The Canadian musician's version of Michael Jackson's Billie Jean has clocked up more than half a million views on YouTube and he's long earned the reputation as one of the best uke players in the world.

But he's not considering himself evangelical when it comes to the small four-string instrument. "If people are thinking it's a children's instrument, I wouldn't try to change their mind.

"But if they have an open mind and they're willing to challenge their own ideas they really can enjoy the surprise of discovering what the ukulele can do," Hill says.

Like so many others, Hill made his first contact with the ukulele in school.

"I can't say that it really jumped out at me at first. It came on slowly and surely but the thing that really kept me playing was the friends I was making by playing music," he remembers.

"I think it's as close to an universal instrument as I know. It's an instrument that travels, and it's an instrument that is enjoyed by people all over the world. It's very international and unintimidating. It's a very welcoming instrument, which involves people from all over the world across cultures and language barriers. It's truly a people's instrument," he sums up his love for the ukulele.

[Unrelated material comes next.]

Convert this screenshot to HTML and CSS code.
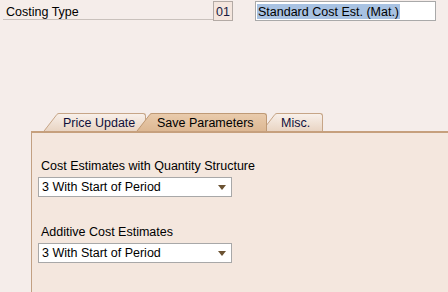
FILE: index.html
```html
<!DOCTYPE html>
<html lang="en">
<head>
  <meta charset="UTF-8" />
  <meta name="viewport" content="width=device-width, initial-scale=1.0" />
  <title>Costing Variant</title>
  <link rel="stylesheet" href="styles.css">
</head>
<body>
  <div class="header">
    <div class="field-label">Costing Type</div>
    <div class="key-box">01</div>
    <div class="desc-box"><span class="selected-text">Standard Cost Est. (Mat.)</span></div>
  </div>

  <div class="tabview">
    <div class="tabs">
      <div class="tab tab-first">
        <svg class="slant" width="16" height="19" viewBox="0 0 16 19">
          <defs>
            <linearGradient id="gOff" x1="0" y1="0" x2="0" y2="19" gradientUnits="userSpaceOnUse">
              <stop offset="0" stop-color="#f8f0ea"/>
              <stop offset="1" stop-color="#e8d3c1"/>
            </linearGradient>
          </defs>
          <path d="M0 19 L14 1 Q14.8 0 16 0 L16 19 Z" fill="url(#gOff)"/>
          <path d="M0.3 19 L14 1.3 Q14.8 0.5 16 0.5" fill="none" stroke="#c6a587"/>
        </svg>
        <div class="tab-body w-price">Price Update</div>
      </div>
      <div class="tab tab-active">
        <svg class="slant" width="16" height="19" viewBox="0 0 16 19">
          <defs>
            <linearGradient id="gOn" x1="0" y1="0" x2="0" y2="19" gradientUnits="userSpaceOnUse">
              <stop offset="0" stop-color="#e9cbac"/>
              <stop offset="1" stop-color="#dcb792"/>
            </linearGradient>
          </defs>
          <path d="M0 19 L14 1 Q14.8 0 16 0 L16 19 Z" fill="url(#gOn)"/>
          <path d="M0.3 19 L14 1.3 Q14.8 0.5 16 0.5" fill="none" stroke="#bf9a76"/>
        </svg>
        <div class="tab-body w-save">Save Parameters</div>
      </div>
      <div class="tab tab-last">
        <svg class="slant" width="16" height="19" viewBox="0 0 16 19">
          <path d="M0 19 L14 1 Q14.8 0 16 0 L16 19 Z" fill="url(#gOff)"/>
          <path d="M0.3 19 L14 1.3 Q14.8 0.5 16 0.5" fill="none" stroke="#c6a587"/>
        </svg>
        <div class="tab-body w-misc">Misc.</div>
      </div>
    </div>

    <div class="panel">
      <div class="group">
        <div class="label">Cost Estimates with Quantity Structure</div>
        <div class="dropdown">
          <span>3 With Start of Period</span>
          <span class="arrow"></span>
        </div>
      </div>
      <div class="group">
        <div class="label">Additive Cost Estimates</div>
        <div class="dropdown">
          <span>3 With Start of Period</span>
          <span class="arrow"></span>
        </div>
      </div>
    </div>
  </div>
</body>
</html>
```

FILE: styles.css
```css
html {
  overflow: hidden;
}
body {
  margin: 0;
  background-color: #f5edea;
  font-family: "Liberation Sans", Arial, sans-serif;
  font-size: 12.5px;
  color: #000;
  height: 292px;
  overflow: hidden;
}
.header {
  display: flex;
  align-items: flex-start;
  padding-top: 1px;
}
.field-label {
  margin-left: 3px;
  width: 207px;
  height: 14px;
  line-height: 14px;
  padding: 5px 0 0 3px;
  border-bottom: 1px solid #c9c1bc;
  margin-top: -1px;
}
.key-box {
  width: 18px;
  height: 18px;
  line-height: 20px;
  text-align: center;
  background: #f4e6de;
  border: 1px solid #b3aaa5;
  color: #1a1a40;
}
.desc-box {
  margin-left: 22px;
  width: 181px;
  height: 20px;
  box-sizing: border-box;
  background: #fff;
  border: 1px solid #a9a9a9;
  padding: 1px 0 0 1px;
}
.selected-text {
  display: inline-block;
  background: #a8c2e2;
  height: 15px;
  line-height: 16px;
  padding: 0 1px;
  margin-top: 1px;
}
.tabview {
  margin-top: 92px;
  margin-left: 31px;
}
.tabs {
  display: flex;
  padding-left: 12px;
  height: 18px;
}
.tab {
  display: flex;
  height: 19px;
  position: relative;
}
.tab-active {
  z-index: 2;
  margin-left: -10px;
}
.tab-last {
  margin-left: -6px;
}
.slant {
  display: block;
  flex: none;
}
.tab-body {
  height: 18px;
  line-height: 19px;
  padding-left: 4px;
  border-top: 1px solid #c6a587;
  border-right: 1px solid #c6a587;
  border-top-right-radius: 3px;
  background: linear-gradient(#f8f0ea, #e8d3c1);
  color: #10103a;
}
.tab-active .tab-body {
  background: linear-gradient(#e9cbac, #dcb792);
  border-color: #bf9a76;
  color: #000;
  padding-left: 5px;
}
.w-price { width: 82px; }
.w-save { width: 109px; }
.w-misc { width: 41px; }
.panel {
  position: relative;
  z-index: 3;
  background: #f4e7de;
  border-top: 2px solid #c6a07d;
  border-left: 1px solid #c2a082;
  height: 133px;
  padding-top: 26px;
}
.group {
  margin-bottom: 28px;
}
.label {
  padding-left: 9px;
  line-height: 14px;
  white-space: nowrap;
}
.dropdown {
  margin: 4px 0 0 6px;
  width: 194px;
  height: 20px;
  box-sizing: border-box;
  background: #fff;
  border: 1px solid #a8a8a8;
  display: flex;
  align-items: center;
  justify-content: space-between;
  padding: 0 5px 0 3px;
}
.arrow {
  width: 0;
  height: 0;
  border-left: 4px solid transparent;
  border-right: 4px solid transparent;
  border-top: 5px solid #6b5232;
}
```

Hill always works on expanding his repertoire, and although he has just released the album Man With a Love Song with original material, it is quite often his cover versions that introduce a broader audience to his skills.

When we talk on the phone he is practising an arrangement of a Jimi Hendrix piece. "I've always shed away from playing any Hendrix on the ukulele with some exceptions. I've always been a bit intimidated - that's definitely on my list and I don't know yet how it'll go - it's an experiment so far."

This month Hill is teaming up with The Wellington International Ukulele Orchestra for a 10-date-tour through New Zealand.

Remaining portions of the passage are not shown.